Omit any picture, and return the remaining data exactly as written.

---- PROVIDED MATERIAL

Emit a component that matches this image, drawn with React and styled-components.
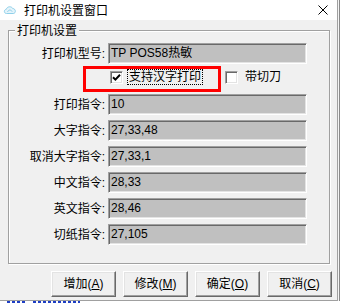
import React from "react";
import styled, { createGlobalStyle } from "styled-components";

const GlobalStyle = createGlobalStyle`
  html, body { margin: 0; padding: 0; background: #fff; }
  body {
    font-family: "Liberation Sans", "Noto Sans CJK SC", sans-serif;
    font-size: 12px;
    color: #000;
  }
  * { box-sizing: border-box; }
`;

const Screen = styled.div`
  width: 340px;
  height: 303px;
  display: flex;
  flex-direction: column;
  overflow: hidden;
  background: #fff;
`;

const Upper = styled.div`
  display: flex;
  height: 301px;
`;

const Window = styled.div`
  width: 338px;
  height: 301px;
  display: flex;
  flex-direction: column;
  background: #f0f0f0;
  border-right: 1px solid #a0a0a0;
  border-bottom: 1px solid #a0a0a0;
`;

const SideStrip = styled.div`
  width: 2px;
  background: linear-gradient(90deg, #f4f4f4 1px, #8a8a8a 1px);
`;

const BottomStrip = styled.div`
  height: 2px;
  display: flex;
  gap: 6px;
  padding-left: 7px;
`;

const BlueDots = styled.div`
  width: ${(p) => p.$w}px;
  height: 2px;
  background: repeating-linear-gradient(90deg, #1f3fc4 0 3px, transparent 3px 5px);
`;

const TitleBar = styled.div`
  height: 20px;
  background: #fff;
  display: flex;
  align-items: center;
  padding-left: 3px;
`;

const TitleText = styled.span`
  font-family: "Noto Sans CJK SC", sans-serif;
  font-size: 12px;
  line-height: 14px;
  margin-left: 7px;
  flex: 1;
`;

const CloseIcon = styled.svg`
  margin-right: 9px;
`;

const Body = styled.div`
  flex: 1;
  display: flex;
  flex-direction: column;
  padding-top: 10px;
`;

const GroupBox = styled.div`
  position: relative;
  margin-left: 8px;
  width: 322px;
  height: 234px;
  border: 1px solid #a0a0a0;
  box-shadow: inset 1px 1px 0 #fff, 1px 1px 0 #fff;
  padding-top: 12px;
  display: flex;
  flex-direction: column;
`;

const Legend = styled.span`
  position: absolute;
  top: -8px;
  left: 6px;
  padding: 0 2px;
  background: #f0f0f0;
  font-family: "Noto Sans CJK SC", sans-serif;
  line-height: 14px;
`;

const FieldRow = styled.div`
  display: flex;
  align-items: center;
  height: 21px;
  margin-bottom: ${(p) => p.$gap ?? 5}px;
`;

const FieldLabel = styled.span`
  width: 96px;
  text-align: right;
  line-height: 14px;
  margin-right: 3px;
  white-space: nowrap;
`;

const FieldBox = styled.div`
  width: 199px;
  height: 21px;
  background: #c0c0c0;
  border: 1px solid;
  border-color: #a0a0a0 #ffffff #ffffff #a0a0a0;
  box-shadow: inset 1px 1px 0 #696969, inset -1px -1px 0 #e3e3e3;
  padding-left: 2px;
  display: flex;
  align-items: center;
  line-height: 14px;
  padding-bottom: 1px;
  white-space: nowrap;
`;

const CheckRow = styled.div`
  display: flex;
  align-items: flex-start;
  height: 26px;
  margin: 2px 0 2px;
  padding-left: 74px;
`;

const RedFrame = styled.div`
  height: 26px;
  border: 3px solid #ff0000;
  display: flex;
  align-items: center;
  padding: 0 15px 4px 24px;
`;

const CheckOption = styled.div`
  display: flex;
  align-items: center;
  height: 22px;
  margin-left: 4px;
`;

const Box = styled.span`
  width: 13px;
  height: 13px;
  background: #fff;
  border: 1px solid;
  border-color: #a0a0a0 #ffffff #ffffff #a0a0a0;
  box-shadow: inset 1px 1px 0 #696969, inset -1px -1px 0 #e3e3e3;
  display: flex;
  align-items: center;
  justify-content: center;
  margin-right: ${(p) => p.$gap}px;
`;

const OptionText = styled.span`
  line-height: 14px;
  padding: 0 1px;
  border: 1px dotted ${(p) => (p.$focus ? "#000" : "transparent")};
  white-space: nowrap;
`;

const ButtonRow = styled.div`
  display: flex;
  gap: 7px;
  margin-top: 7px;
  padding-left: 51px;
`;

const Button = styled.div`
  width: 65px;
  height: 26px;
  background: #f0f0f0;
  border: 1px solid;
  border-color: #ffffff #696969 #696969 #ffffff;
  box-shadow: inset -1px -1px 0 #a0a0a0, inset 1px 1px 0 #e3e3e3;
  display: flex;
  align-items: center;
  justify-content: center;
  line-height: 14px;
  white-space: nowrap;
`;

const Mnemonic = styled.span`
  text-decoration: underline;
`;

const fields = [
  ["打印指令:", "10"],
  ["大字指令:", "27,33,48"],
  ["取消大字指令:", "27,33,1"],
  ["中文指令:", "28,33"],
  ["英文指令:", "28,46"],
  ["切纸指令:", "27,105"],
];

const buttons = [
  ["增加", "A"],
  ["修改", "M"],
  ["确定", "O"],
  ["取消", "C"],
];

function AppIcon() {
  return (
    <svg width="14" height="10" viewBox="0 0 14 10">
      <path
        d="M3.5 8.5 C0.8 8.5 0.6 4.6 3.4 4.2 C4 1.2 8.6 1 9.8 3.6 C12.8 3.4 13.4 8.5 10.2 8.5 Z"
        fill="#e4f4fb"
        stroke="#8fd0ea"
        strokeWidth="1"
      />
      <path d="M4.5 7 C5.5 4.5 8 4.5 9.2 6.6" fill="none" stroke="#8fd0ea" strokeWidth="1" />
    </svg>
  );
}

function CheckMark() {
  return (
    <svg width="9" height="9" viewBox="0 0 9 9">
      <path d="M1 4.2 L3.4 6.6 L8 1.8" fill="none" stroke="#000" strokeWidth="2" />
    </svg>
  );
}

export default function App() {
  return (
    <>
      <GlobalStyle />
      <Screen>
        <Upper>
          <Window>
            <TitleBar>
              <AppIcon />
              <TitleText>打印机设置窗口</TitleText>
              <CloseIcon width="10" height="10" viewBox="0 0 10 10">
                <path d="M0.5 0.5 L9.5 9.5 M9.5 0.5 L0.5 9.5" stroke="#000" strokeWidth="1" />
              </CloseIcon>
            </TitleBar>
            <Body>
              <GroupBox>
                <Legend>打印机设置</Legend>
                <FieldRow $gap={0}>
                  <FieldLabel>打印机型号:</FieldLabel>
                  <FieldBox>TP POS58热敏</FieldBox>
                </FieldRow>
                <CheckRow>
                  <RedFrame>
                    <Box $gap={4}>
                      <CheckMark />
                    </Box>
                    <OptionText $focus>支持汉字打印</OptionText>
                  </RedFrame>
                  <CheckOption>
                    <Box $gap={5} />
                    <OptionText>带切刀</OptionText>
                  </CheckOption>
                </CheckRow>
                {fields.map(([label, value]) => (
                  <FieldRow key={label}>
                    <FieldLabel>{label}</FieldLabel>
                    <FieldBox>{value}</FieldBox>
                  </FieldRow>
                ))}
              </GroupBox>
              <ButtonRow>
                {buttons.map(([text, key]) => (
                  <Button key={key}>
                    {text}(<Mnemonic>{key}</Mnemonic>)
                  </Button>
                ))}
              </ButtonRow>
            </Body>
          </Window>
          <SideStrip />
        </Upper>
        <BottomStrip>
          <BlueDots $w={20} />
          <BlueDots $w={47} />
        </BottomStrip>
      </Screen>
    </>
  );
}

--------

=== ANSWER IN FULL ===
Emit a component that matches this image, drawn with React and styled-components.
import React from "react";
import styled, { createGlobalStyle } from "styled-components";

const GlobalStyle = createGlobalStyle`
  html, body { margin: 0; padding: 0; background: #fff; }
  body {
    font-family: "Liberation Sans", "Noto Sans CJK SC", sans-serif;
    font-size: 12px;
    color: #000;
  }
  * { box-sizing: border-box; }
`;

const Screen = styled.div`
  width: 340px;
  height: 303px;
  display: flex;
  flex-direction: column;
  overflow: hidden;
  background: #fff;
`;

const Upper = styled.div`
  display: flex;
  height: 301px;
`;

const Window = styled.div`
  width: 338px;
  height: 301px;
  display: flex;
  flex-direction: column;
  background: #f0f0f0;
  border-right: 1px solid #a0a0a0;
  border-bottom: 1px solid #a0a0a0;
`;

const SideStrip = styled.div`
  width: 2px;
  background: linear-gradient(90deg, #f4f4f4 1px, #8a8a8a 1px);
`;

const BottomStrip = styled.div`
  height: 2px;
  display: flex;
  gap: 6px;
  padding-left: 7px;
`;

const BlueDots = styled.div`
  width: ${(p) => p.$w}px;
  height: 2px;
  background: repeating-linear-gradient(90deg, #1f3fc4 0 3px, transparent 3px 5px);
`;

const TitleBar = styled.div`
  height: 20px;
  background: #fff;
  display: flex;
  align-items: center;
  padding-left: 3px;
`;

const TitleText = styled.span`
  font-family: "Noto Sans CJK SC", sans-serif;
  font-size: 12px;
  line-height: 14px;
  margin-left: 7px;
  flex: 1;
`;

const CloseIcon = styled.svg`
  margin-right: 9px;
`;

const Body = styled.div`
  flex: 1;
  display: flex;
  flex-direction: column;
  padding-top: 10px;
`;

const GroupBox = styled.div`
  position: relative;
  margin-left: 8px;
  width: 322px;
  height: 234px;
  border: 1px solid #a0a0a0;
  box-shadow: inset 1px 1px 0 #fff, 1px 1px 0 #fff;
  padding-top: 12px;
  display: flex;
  flex-direction: column;
`;

const Legend = styled.span`
  position: absolute;
  top: -8px;
  left: 6px;
  padding: 0 2px;
  background: #f0f0f0;
  font-family: "Noto Sans CJK SC", sans-serif;
  line-height: 14px;
`;

const FieldRow = styled.div`
  display: flex;
  align-items: center;
  height: 21px;
  margin-bottom: ${(p) => p.$gap ?? 5}px;
`;

const FieldLabel = styled.span`
  width: 96px;
  text-align: right;
  line-height: 14px;
  margin-right: 3px;
  white-space: nowrap;
`;

const FieldBox = styled.div`
  width: 199px;
  height: 21px;
  background: #c0c0c0;
  border: 1px solid;
  border-color: #a0a0a0 #ffffff #ffffff #a0a0a0;
  box-shadow: inset 1px 1px 0 #696969, inset -1px -1px 0 #e3e3e3;
  padding-left: 2px;
  display: flex;
  align-items: center;
  line-height: 14px;
  padding-bottom: 1px;
  white-space: nowrap;
`;

const CheckRow = styled.div`
  display: flex;
  align-items: flex-start;
  height: 26px;
  margin: 2px 0 2px;
  padding-left: 74px;
`;

const RedFrame = styled.div`
  height: 26px;
  border: 3px solid #ff0000;
  display: flex;
  align-items: center;
  padding: 0 15px 4px 24px;
`;

const CheckOption = styled.div`
  display: flex;
  align-items: center;
  height: 22px;
  margin-left: 4px;
`;

const Box = styled.span`
  width: 13px;
  height: 13px;
  background: #fff;
  border: 1px solid;
  border-color: #a0a0a0 #ffffff #ffffff #a0a0a0;
  box-shadow: inset 1px 1px 0 #696969, inset -1px -1px 0 #e3e3e3;
  display: flex;
  align-items: center;
  justify-content: center;
  margin-right: ${(p) => p.$gap}px;
`;

const OptionText = styled.span`
  line-height: 14px;
  padding: 0 1px;
  border: 1px dotted ${(p) => (p.$focus ? "#000" : "transparent")};
  white-space: nowrap;
`;

const ButtonRow = styled.div`
  display: flex;
  gap: 7px;
  margin-top: 7px;
  padding-left: 51px;
`;

const Button = styled.div`
  width: 65px;
  height: 26px;
  background: #f0f0f0;
  border: 1px solid;
  border-color: #ffffff #696969 #696969 #ffffff;
  box-shadow: inset -1px -1px 0 #a0a0a0, inset 1px 1px 0 #e3e3e3;
  display: flex;
  align-items: center;
  justify-content: center;
  line-height: 14px;
  white-space: nowrap;
`;

const Mnemonic = styled.span`
  text-decoration: underline;
`;

const fields = [
  ["打印指令:", "10"],
  ["大字指令:", "27,33,48"],
  ["取消大字指令:", "27,33,1"],
  ["中文指令:", "28,33"],
  ["英文指令:", "28,46"],
  ["切纸指令:", "27,105"],
];

const buttons = [
  ["增加", "A"],
  ["修改", "M"],
  ["确定", "O"],
  ["取消", "C"],
];

function AppIcon() {
  return (
    <svg width="14" height="10" viewBox="0 0 14 10">
      <path
        d="M3.5 8.5 C0.8 8.5 0.6 4.6 3.4 4.2 C4 1.2 8.6 1 9.8 3.6 C12.8 3.4 13.4 8.5 10.2 8.5 Z"
        fill="#e4f4fb"
        stroke="#8fd0ea"
        strokeWidth="1"
      />
      <path d="M4.5 7 C5.5 4.5 8 4.5 9.2 6.6" fill="none" stroke="#8fd0ea" strokeWidth="1" />
    </svg>
  );
}

function CheckMark() {
  return (
    <svg width="9" height="9" viewBox="0 0 9 9">
      <path d="M1 4.2 L3.4 6.6 L8 1.8" fill="none" stroke="#000" strokeWidth="2" />
    </svg>
  );
}

export default function App() {
  return (
    <>
      <GlobalStyle />
      <Screen>
        <Upper>
          <Window>
            <TitleBar>
              <AppIcon />
              <TitleText>打印机设置窗口</TitleText>
              <CloseIcon width="10" height="10" viewBox="0 0 10 10">
                <path d="M0.5 0.5 L9.5 9.5 M9.5 0.5 L0.5 9.5" stroke="#000" strokeWidth="1" />
              </CloseIcon>
            </TitleBar>
            <Body>
              <GroupBox>
                <Legend>打印机设置</Legend>
                <FieldRow $gap={0}>
                  <FieldLabel>打印机型号:</FieldLabel>
                  <FieldBox>TP POS58热敏</FieldBox>
                </FieldRow>
                <CheckRow>
                  <RedFrame>
                    <Box $gap={4}>
                      <CheckMark />
                    </Box>
                    <OptionText $focus>支持汉字打印</OptionText>
                  </RedFrame>
                  <CheckOption>
                    <Box $gap={5} />
                    <OptionText>带切刀</OptionText>
                  </CheckOption>
                </CheckRow>
                {fields.map(([label, value]) => (
                  <FieldRow key={label}>
                    <FieldLabel>{label}</FieldLabel>
                    <FieldBox>{value}</FieldBox>
                  </FieldRow>
                ))}
              </GroupBox>
              <ButtonRow>
                {buttons.map(([text, key]) => (
                  <Button key={key}>
                    {text}(<Mnemonic>{key}</Mnemonic>)
                  </Button>
                ))}
              </ButtonRow>
            </Body>
          </Window>
          <SideStrip />
        </Upper>
        <BottomStrip>
          <BlueDots $w={20} />
          <BlueDots $w={47} />
        </BottomStrip>
      </Screen>
    </>
  );
}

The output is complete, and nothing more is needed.